Creating Powerful Workforce With Juniors
"Our job descriptions demand several years of experience.
We wanted to hire seniors. But we don't have the budget to compete with these crazy salaries that companies are paying. Our funnel was empty.
Now we're hiring juniors instead, and it's going well for us."
This is the case for many Startups and SMEs these days.
Salaries have increased massively in recent years for tech workers. And these companies simply cannot compete for top-tier or even mid-tier talent.
I'm hearing some success stories of teams composed mostly of juniors.
1. Not All Juniors Are Alike
- A fresher from college is a junior
- A code bootcamp graduate is a junior
- A self taught dev who's been freelancing for a couple years is a junior
But they are all different profiles. It's important to clarify target skills and personality.

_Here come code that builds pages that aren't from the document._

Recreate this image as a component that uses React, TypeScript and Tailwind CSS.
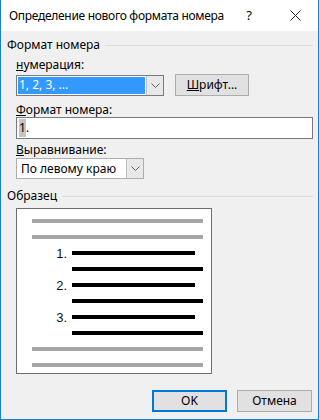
import React from 'react';

const Chevron = () => (
	<svg width="9" height="5" viewBox="0 0 9 5" fill="none">
		<path d="M0.5 0.5 L4.5 4.5 L8.5 0.5" stroke="#606060" strokeWidth="1" />
	</svg>
);

const GroupHeader = ({ title, className }: { title: string; className?: string }) => (
	<div className={`flex h-[16px] items-center pl-[6px] pr-[5px] ${className ?? ''}`}>
		<span>{title}</span>
		<div className="ml-[5px] h-px flex-1 bg-[#dcdcdc]" />
	</div>
);

const Line = ({ tone, w, num }: { tone: 'gray' | 'black'; w: string; num?: string }) => (
	<div className="flex h-[16px] items-center">
		{tone === 'gray' ? (
			<div className={`ml-[15px] h-[4px] bg-[#a5a5a5] ${w}`} />
		) : (
			<>
				<div className="w-[55px] pr-[5px] text-right font-['Liberation_Sans',Arial,sans-serif] text-[13px] leading-none text-[#111]">
					{num ?? ''}
				</div>
				<div className={`h-[4px] bg-black ${w}`} />
			</>
		)}
	</div>
);

export default function App() {
	return (
		<div className="flex h-[420px] w-[319px] flex-col border-x border-b border-[#1a7fd4] bg-[#f0f0f0] font-['Noto_Sans',sans-serif] text-[12px] text-black">
			{/* title bar */}
			<div className="flex h-[31px] items-center bg-white pl-[8px]">
				<span className="text-[12px] tracking-[-0.3px]">Определение нового формата номера</span>
				<span className="ml-auto mr-[38px] text-[13px]">?</span>
				<svg width="11" height="11" viewBox="0 0 11 11" className="mr-[17px]">
					<path d="M0.5 0.5 L10.5 10.5 M10.5 0.5 L0.5 10.5" stroke="#222" strokeWidth="1" />
				</svg>
			</div>

			<GroupHeader title="Формат номера" className="mt-[6px]" />

			<div className="flex flex-col pl-[15px] pr-[5px]">
				<div className="mt-[4px] flex h-[16px] items-center">
					<span>
						<u>н</u>умерация:
					</span>
				</div>
				<div className="mt-[1px] flex items-center">
					<div className="flex h-[21px] w-[148px] border border-[#7a7a7a] bg-white">
						<div className="m-px flex flex-1 items-center bg-[#3399ff] pl-[1px] text-white">1, 2, 3, ...</div>
						<div className="flex w-[17px] items-center justify-center border-l border-[#c0c0c0] bg-[#e8e8e8]">
							<Chevron />
						</div>
					</div>
					<button className="ml-[11px] flex h-[22px] w-[74px] items-center justify-center border border-[#adadad] bg-[#e1e1e1]">
						<span>
							<u>Ш</u>рифт...
						</span>
					</button>
				</div>

				<div className="mt-[6px] flex h-[15px] items-center">
					<span>
						<u>Ф</u>ормат номера:
					</span>
				</div>
				<div className="flex h-[22px] w-[297px] items-center border border-[#7a7a7a] bg-white pl-[2px]">
					<span className="bg-[#c4c4c4]">1</span>
					<span>.</span>
				</div>

				<div className="mt-[3px] flex h-[16px] items-center">
					<span>
						<u>В</u>ыравнивание:
					</span>
				</div>
				<div className="flex h-[21px] w-[128px] border border-[#adadad] bg-white">
					<div className="flex flex-1 items-center pl-[4px]">По левому краю</div>
					<div className="flex w-[17px] items-center justify-center border-l border-[#c0c0c0] bg-[#e8e8e8]">
						<Chevron />
					</div>
				</div>
			</div>

			<GroupHeader title="Образец" className="mt-[9px]" />

			<div className="ml-[15px] mt-[4px] flex h-[166px] w-[196px] flex-col border border-[#6d6d6d] bg-white pt-[4px]">
				<Line tone="gray" w="w-[171px]" />
				<Line tone="gray" w="w-[171px]" />
				<Line tone="black" w="w-[123px]" num="1." />
				<Line tone="black" w="w-[131px]" />
				<Line tone="black" w="w-[123px]" num="2." />
				<Line tone="black" w="w-[131px]" />
				<Line tone="black" w="w-[123px]" num="3." />
				<Line tone="black" w="w-[131px]" />
				<Line tone="gray" w="w-[171px]" />
				<Line tone="gray" w="w-[171px]" />
			</div>

			<div className="mt-[16px] flex justify-end gap-[10px] pr-[6px]">
				<button className="flex h-[22px] w-[75px] items-center justify-center border-2 border-[#0078d7] bg-[#e1e1e1]">
					OK
				</button>
				<button className="flex h-[22px] w-[75px] items-center justify-center border border-[#adadad] bg-[#e1e1e1]">
					Отмена
				</button>
			</div>
		</div>
	);
}
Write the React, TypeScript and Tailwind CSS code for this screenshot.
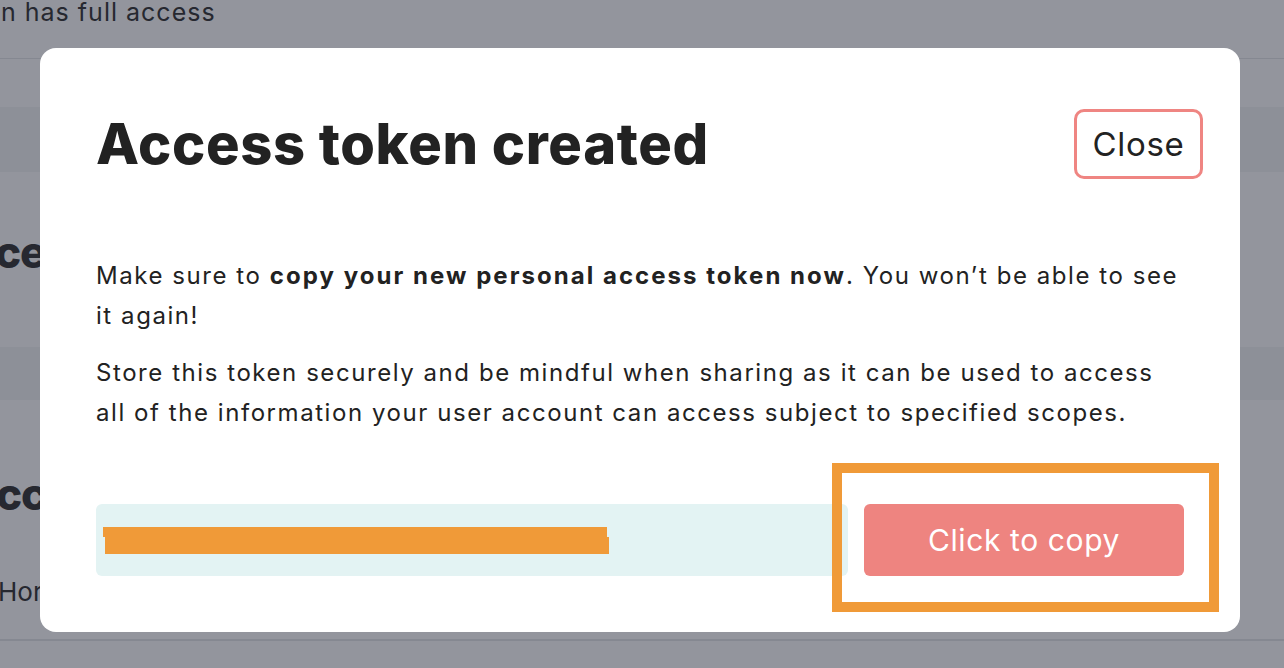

2. Invest in Onboarding Materials
Juniors won't simply "figure it out", they need more hand holding. In contrast, you should prepare onboarding instructions that include:
- Clear expectations for the role
- A checklist of items to complete in the first month
- A tutorial for each of those items
3. Invest in Learning Materials (On Top of Onboarding)
Some of these juniors might not have a sufficient level of knowledge in the tools you need them to work with.
You might need to accelerate their ramp up by having some skill based learning materials for them. This could be:
- A collection of links from the web that save them search time
- A few reference tutorials on those technologies
- A @udemy course on a required skill
- A partnership with a bootcamp or other institution to teach them certain skills
I've seen all of them work.
4. Senior Engineers Become Mentors
This strategy changes the shape of the Engineering team.
It's unrealistic to assume that existing Senior Engineers will continue having much bandwidth to be individual contributors. They won't be shipping as much code as before.
They'll become mentors, and will leverage their senior knowledge to teach these juniors hired for their team.
These are a few ways to transfer knowledge:
- Producing the materials mentioned above
- Onboarding support
- Pair programming
- Code reviews
- Run post mortems
5. Ask for Referrals
Every junior is a person with unique traits.
Ask around for referrals to top performing juniors. Explain the profile you're searching.
Some CTOs have high achieving juniors in their teams, but can't offer them growth opportunities. They might refer to you.